• _Aim_
Your task is to give the listing below back word for word, pictures excluded.

Given information start

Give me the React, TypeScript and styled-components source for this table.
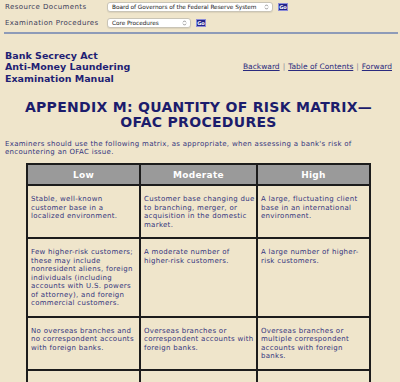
import React from "react";
import styled, { createGlobalStyle } from "styled-components";

const GlobalStyle = createGlobalStyle`
  html, body {
    margin: 0;
    padding: 0;
    background: #efe5cb;
  }
  body {
    font-family: Verdana, "DejaVu Sans", sans-serif;
    color: #2e2e7c;
  }
`;

const Page = styled.div`
  padding: 1px 8px 0 5px;
  display: flex;
  flex-direction: column;
`;

const FormArea = styled.div`
  display: flex;
  flex-direction: column;
  gap: 5px;
`;

const FormRow = styled.div`
  display: grid;
  grid-template-columns: 102px auto auto;
  justify-content: start;
  align-items: center;
  height: 11px;
`;

const FormLabel = styled.span`
  font-size: 7px;
  letter-spacing: 0.4px;
  color: #3c3c5a;
  line-height: 8px;
  white-space: nowrap;
`;

const SelectBox = styled.div<{ $w: number }>`
  position: relative;
  width: ${(p) => p.$w}px;
  height: 10px;
  box-sizing: border-box;
  background: #fff;
  border: 1px solid #c9c4b6;
  border-radius: 3px;
  display: flex;
  align-items: center;
  padding-left: 4px;
  font-size: 5.8px;
  letter-spacing: -0.05px;
  color: #222;
  white-space: nowrap;
  overflow: hidden;
  box-shadow: 0 1px 1px rgba(0, 0, 0, 0.08);
`;

const Arrows = styled.svg`
  position: absolute;
  right: 3px;
  top: 1.5px;
`;

const GoButton = styled.button`
  margin-left: 5px;
  width: 10px;
  height: 8px;
  padding: 0;
  box-sizing: border-box;
  border: 1px solid #8c8cd8;
  background: #23238a;
  color: #fff;
  font-family: Verdana, "DejaVu Sans", sans-serif;
  font-size: 5px;
  font-weight: bold;
  line-height: 6px;
  display: flex;
  align-items: center;
  justify-content: center;
`;

const Rule = styled.div`
  margin: 4px -6px 0 -1px;
  height: 2px;
  background: #8e9bb8;
`;

const TitleBar = styled.div`
  margin-top: 16px;
  display: flex;
  justify-content: space-between;
  align-items: center;
`;

const ManualTitle = styled.div`
  font-size: 9.5px;
  font-weight: bold;
  line-height: 11.3px;
  color: #1f1f74;
`;

const NavLinks = styled.div`
  font-size: 7.5px;
  color: #8a8a9a;
  display: flex;
  gap: 3px;
`;

const NavLink = styled.a`
  color: #2a2a7e;
  text-decoration: underline;
`;

const Heading = styled.h1`
  margin: 16px 0 0 0;
  font-size: 14px;
  line-height: 15.5px;
  font-weight: bold;
  text-align: center;
  color: #1c1c6c;
  letter-spacing: 0.3px;
`;

const Intro = styled.p`
  margin: 9px 0 0 0;
  font-size: 7px;
  line-height: 8.3px;
  letter-spacing: 0.3px;
  color: #35357e;
`;

const Line = styled.span`
  display: block;
  white-space: nowrap;
`;

const Matrix = styled.table`
  margin: 7px auto 0 auto;
  width: 343px;
  border-collapse: collapse;
  table-layout: fixed;
  border: 2px solid #1c1c1c;
`;

const HeadCell = styled.th<{ $w: number }>`
  width: ${(p) => p.$w}px;
  height: 19px;
  padding: 0;
  background: #9a9a9a;
  color: #fff;
  font-size: 9px;
  font-weight: bold;
  border: 2px solid #1c1c1c;
  letter-spacing: 0.3px;
`;

const Cell = styled.td`
  vertical-align: top;
  border: 2px solid #1c1c1c;
  padding: 9px 2px 8px 3px;
  font-size: 7px;
  line-height: 8.5px;
  letter-spacing: 0.3px;
  color: #35357e;
  overflow: hidden;
`;

const EmptyCell = styled.td`
  border: 2px solid #1c1c1c;
  height: 30px;
  padding: 0;
`;

const rows: string[][][] = [
  [
    ["Stable, well-known", "customer base in a", "localized environment."],
    ["Customer base changing due", "to branching, merger, or", "acquisition in the domestic", "market."],
    ["A large, fluctuating client", "base in an international", "environment."],
  ],
  [
    [
      "Few higher-risk customers;",
      "these may include",
      "nonresident aliens, foreign",
      "individuals (including",
      "accounts with U.S. powers",
      "of attorney), and foreign",
      "commercial customers.",
    ],
    ["A moderate number of", "higher-risk customers."],
    ["A large number of higher-", "risk customers."],
  ],
  [
    ["No overseas branches and", "no correspondent accounts", "with foreign banks."],
    ["Overseas branches or", "correspondent accounts with", "foreign banks."],
    ["Overseas branches or", "multiple correspondent", "accounts with foreign", "banks."],
  ],
];

const UpDown = () => (
  <Arrows width="5" height="6" viewBox="0 0 5 6">
    <path d="M1 2.3 L2.5 0.8 L4 2.3 M1 3.7 L2.5 5.2 L4 3.7" fill="none" stroke="#777" strokeWidth="0.8" />
  </Arrows>
);

export default function App() {
  return (
    <>
      <GlobalStyle />
      <Page>
        <FormArea>
          <FormRow>
            <FormLabel>Resource Documents</FormLabel>
            <SelectBox $w={166}>
              Board of Governors of the Federal Reserve System
              <UpDown />
            </SelectBox>
            <GoButton>Go</GoButton>
          </FormRow>
          <FormRow>
            <FormLabel>Examination Procedures</FormLabel>
            <SelectBox $w={84}>
              Core Procedures
              <UpDown />
            </SelectBox>
            <GoButton>Go</GoButton>
          </FormRow>
        </FormArea>
        <Rule />
        <TitleBar>
          <ManualTitle>
            Bank Secrecy Act
            <br />
            Anti-Money Laundering
            <br />
            Examination Manual
          </ManualTitle>
          <NavLinks>
            <NavLink href="#">Backward</NavLink>|
            <NavLink href="#">Table of Contents</NavLink>|
            <NavLink href="#">Forward</NavLink>
          </NavLinks>
        </TitleBar>
        <Heading>
          APPENDIX M: QUANTITY OF RISK MATRIX—
          <br />
          OFAC PROCEDURES
        </Heading>
        <Intro>
          <Line>Examiners should use the following matrix, as appropriate, when assessing a bank's risk of</Line>
          <Line>encountering an OFAC issue.</Line>
        </Intro>
        <Matrix>
          <thead>
            <tr>
              <HeadCell $w={111}>Low</HeadCell>
              <HeadCell $w={115}>Moderate</HeadCell>
              <HeadCell $w={111}>High</HeadCell>
            </tr>
          </thead>
          <tbody>
            {rows.map((r, i) => (
              <tr key={i}>
                {r.map((lines, j) => (
                  <Cell key={j}>
                    {lines.map((l, k) => (
                      <Line key={k}>{l}</Line>
                    ))}
                  </Cell>
                ))}
              </tr>
            ))}
            <tr>
              <EmptyCell />
              <EmptyCell />
              <EmptyCell />
            </tr>
          </tbody>
        </Matrix>
      </Page>
    </>
  );
}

Given information end

• _Response_
Give me the React, TypeScript and styled-components source for this table.
import React from "react";
import styled, { createGlobalStyle } from "styled-components";

const GlobalStyle = createGlobalStyle`
  html, body {
    margin: 0;
    padding: 0;
    background: #efe5cb;
  }
  body {
    font-family: Verdana, "DejaVu Sans", sans-serif;
    color: #2e2e7c;
  }
`;

const Page = styled.div`
  padding: 1px 8px 0 5px;
  display: flex;
  flex-direction: column;
`;

const FormArea = styled.div`
  display: flex;
  flex-direction: column;
  gap: 5px;
`;

const FormRow = styled.div`
  display: grid;
  grid-template-columns: 102px auto auto;
  justify-content: start;
  align-items: center;
  height: 11px;
`;

const FormLabel = styled.span`
  font-size: 7px;
  letter-spacing: 0.4px;
  color: #3c3c5a;
  line-height: 8px;
  white-space: nowrap;
`;

const SelectBox = styled.div<{ $w: number }>`
  position: relative;
  width: ${(p) => p.$w}px;
  height: 10px;
  box-sizing: border-box;
  background: #fff;
  border: 1px solid #c9c4b6;
  border-radius: 3px;
  display: flex;
  align-items: center;
  padding-left: 4px;
  font-size: 5.8px;
  letter-spacing: -0.05px;
  color: #222;
  white-space: nowrap;
  overflow: hidden;
  box-shadow: 0 1px 1px rgba(0, 0, 0, 0.08);
`;

const Arrows = styled.svg`
  position: absolute;
  right: 3px;
  top: 1.5px;
`;

const GoButton = styled.button`
  margin-left: 5px;
  width: 10px;
  height: 8px;
  padding: 0;
  box-sizing: border-box;
  border: 1px solid #8c8cd8;
  background: #23238a;
  color: #fff;
  font-family: Verdana, "DejaVu Sans", sans-serif;
  font-size: 5px;
  font-weight: bold;
  line-height: 6px;
  display: flex;
  align-items: center;
  justify-content: center;
`;

const Rule = styled.div`
  margin: 4px -6px 0 -1px;
  height: 2px;
  background: #8e9bb8;
`;

const TitleBar = styled.div`
  margin-top: 16px;
  display: flex;
  justify-content: space-between;
  align-items: center;
`;

const ManualTitle = styled.div`
  font-size: 9.5px;
  font-weight: bold;
  line-height: 11.3px;
  color: #1f1f74;
`;

const NavLinks = styled.div`
  font-size: 7.5px;
  color: #8a8a9a;
  display: flex;
  gap: 3px;
`;

const NavLink = styled.a`
  color: #2a2a7e;
  text-decoration: underline;
`;

const Heading = styled.h1`
  margin: 16px 0 0 0;
  font-size: 14px;
  line-height: 15.5px;
  font-weight: bold;
  text-align: center;
  color: #1c1c6c;
  letter-spacing: 0.3px;
`;

const Intro = styled.p`
  margin: 9px 0 0 0;
  font-size: 7px;
  line-height: 8.3px;
  letter-spacing: 0.3px;
  color: #35357e;
`;

const Line = styled.span`
  display: block;
  white-space: nowrap;
`;

const Matrix = styled.table`
  margin: 7px auto 0 auto;
  width: 343px;
  border-collapse: collapse;
  table-layout: fixed;
  border: 2px solid #1c1c1c;
`;

const HeadCell = styled.th<{ $w: number }>`
  width: ${(p) => p.$w}px;
  height: 19px;
  padding: 0;
  background: #9a9a9a;
  color: #fff;
  font-size: 9px;
  font-weight: bold;
  border: 2px solid #1c1c1c;
  letter-spacing: 0.3px;
`;

const Cell = styled.td`
  vertical-align: top;
  border: 2px solid #1c1c1c;
  padding: 9px 2px 8px 3px;
  font-size: 7px;
  line-height: 8.5px;
  letter-spacing: 0.3px;
  color: #35357e;
  overflow: hidden;
`;

const EmptyCell = styled.td`
  border: 2px solid #1c1c1c;
  height: 30px;
  padding: 0;
`;

const rows: string[][][] = [
  [
    ["Stable, well-known", "customer base in a", "localized environment."],
    ["Customer base changing due", "to branching, merger, or", "acquisition in the domestic", "market."],
    ["A large, fluctuating client", "base in an international", "environment."],
  ],
  [
    [
      "Few higher-risk customers;",
      "these may include",
      "nonresident aliens, foreign",
      "individuals (including",
      "accounts with U.S. powers",
      "of attorney), and foreign",
      "commercial customers.",
    ],
    ["A moderate number of", "higher-risk customers."],
    ["A large number of higher-", "risk customers."],
  ],
  [
    ["No overseas branches and", "no correspondent accounts", "with foreign banks."],
    ["Overseas branches or", "correspondent accounts with", "foreign banks."],
    ["Overseas branches or", "multiple correspondent", "accounts with foreign", "banks."],
  ],
];

const UpDown = () => (
  <Arrows width="5" height="6" viewBox="0 0 5 6">
    <path d="M1 2.3 L2.5 0.8 L4 2.3 M1 3.7 L2.5 5.2 L4 3.7" fill="none" stroke="#777" strokeWidth="0.8" />
  </Arrows>
);

export default function App() {
  return (
    <>
      <GlobalStyle />
      <Page>
        <FormArea>
          <FormRow>
            <FormLabel>Resource Documents</FormLabel>
            <SelectBox $w={166}>
              Board of Governors of the Federal Reserve System
              <UpDown />
            </SelectBox>
            <GoButton>Go</GoButton>
          </FormRow>
          <FormRow>
            <FormLabel>Examination Procedures</FormLabel>
            <SelectBox $w={84}>
              Core Procedures
              <UpDown />
            </SelectBox>
            <GoButton>Go</GoButton>
          </FormRow>
        </FormArea>
        <Rule />
        <TitleBar>
          <ManualTitle>
            Bank Secrecy Act
            <br />
            Anti-Money Laundering
            <br />
            Examination Manual
          </ManualTitle>
          <NavLinks>
            <NavLink href="#">Backward</NavLink>|
            <NavLink href="#">Table of Contents</NavLink>|
            <NavLink href="#">Forward</NavLink>
          </NavLinks>
        </TitleBar>
        <Heading>
          APPENDIX M: QUANTITY OF RISK MATRIX—
          <br />
          OFAC PROCEDURES
        </Heading>
        <Intro>
          <Line>Examiners should use the following matrix, as appropriate, when assessing a bank's risk of</Line>
          <Line>encountering an OFAC issue.</Line>
        </Intro>
        <Matrix>
          <thead>
            <tr>
              <HeadCell $w={111}>Low</HeadCell>
              <HeadCell $w={115}>Moderate</HeadCell>
              <HeadCell $w={111}>High</HeadCell>
            </tr>
          </thead>
          <tbody>
            {rows.map((r, i) => (
              <tr key={i}>
                {r.map((lines, j) => (
                  <Cell key={j}>
                    {lines.map((l, k) => (
                      <Line key={k}>{l}</Line>
                    ))}
                  </Cell>
                ))}
              </tr>
            ))}
            <tr>
              <EmptyCell />
              <EmptyCell />
              <EmptyCell />
            </tr>
          </tbody>
        </Matrix>
      </Page>
    </>
  );
}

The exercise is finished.